Organoïden zijn structuren die worden gevormd door voorlopercellen van een specifiek orgaan. Ze recapituleren de architectuur alsook de functie van dat orgaan op micro- of mesoscopische schaal. Zo bestaan er tegenwoordig hart-organoïden die samentrekken, en hersen-organoïden die elektrische activiteit vertonen. Op gelijkaardige wijze produceren onze talgklier-organoïden talg, en hebben ze een structuur die overeenkomt met die van het orgaan van oorsprong. Inmiddels kunnen we ze in grote hoeveelheden bio-printen met gebruikmaking van volledig synthetische biologische inkt. Dit maakt high-throughput screening mogelijk, bijvoorbeeld om nieuwe geneesmiddelen voor acne te ontwikkelen. Het stelt ons ook in staat om complexe in vitro modellen van de huid te ontwikkelen (skin equivalents/reconstituted human epidermis), die meer celtypen dan alleen keratinocyten en fibroblasten bevatten. Zulke modellen kunnen worden toegepast in het testen van cosmetica, maar hebben mogelijk ook een plaats in regeneratieve geneeskunde.

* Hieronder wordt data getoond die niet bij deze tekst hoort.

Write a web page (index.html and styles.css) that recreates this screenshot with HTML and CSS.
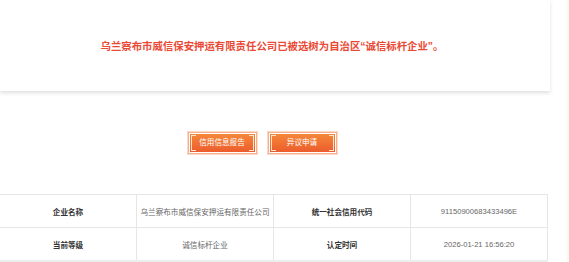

Ze hebben nog een ander voordeel: het is mogelijk om er bacteriën op te kweken. Op die manier kan de interactie tussen de huid en haar microbioom worden onderzocht. De nog altijd open vraag betreffende het al dan niet pathogeen zijn van Cutibacterium acnes kan dan misschien eindelijk worden beantwoord. En als een bacterie pathogeen blijkt, dan kan een nieuw antibioticum – of een alternatief, zoals een bacteriofaag - meteen worden getest op de combinatie van huid-model met het micro-organisme. De weg naar de kliniek kan op deze manier worden verkort.

Dankwoord 

Ik ben volgende instellingen en bedrijven erkentelijk voor het financieren van mijn onderzoek in Singapore: Lee Kong Chian School of Medicine, A*STAR Biomedical Research Council, National Medical Research Council, Singapore-MIT Alliance for Research and Technology, National Health Innovation Center, Johnson & Johnson, Walgreen Boots Alliance en SiSaf

Literatuur 

1. Mina-Vargas A, Colodro-Conde L, Grasby K, Zhu G, Gordon S, Medland SE, et al. Heritability and GWAS Analyses of Acne in Australian Adolescent Twins. Twin Res Hum Genet. 2017;20(6):541–9 2. Common JEA, Barker JN, Steensel MAM. What does acne genetics teach us about disease pathogenesis? Brit J Dermatol. 2019; 181(4):665-676 3. Steensel MAM van, Goh BC. Cutibacterium acnes: much ado about maybe nothing much. Exp Dermatol. 2021; May 19. doi: 10.1111/ exd.14394. Online ahead of print. 4. Petridis C, Navarini AA, Dand N, Saklatvala J, Baudry D, Duckworth M, et al. Genome-wide meta-analysis implicates mediators of hair follicle development and morphogenesis in risk for severe acne. Nature communications. 2018;9(1):5075–8. 5. Saurat J-H. Strategic Targets in Acne: The Comedone Switch in Question. Dermatology (Basel, Switzerland). 2015;231(2):105–11 6. Clayton RW, Göbel K, Niessen CM, Paus R, Steensel MAM, Lim X. Homeostasis of the sebaceous gland and mechanisms of acne pathogenesis. Brit J Dermatol. 2019; 181(4):677-690. 7. Wei S, Alvin Yong Quan Tan, van Steensel MAM, Lim X. Aberrant Wnt signaling induces comedo-like changens in the murine upper hair follicle. J Invest Dermatol 201 [in press].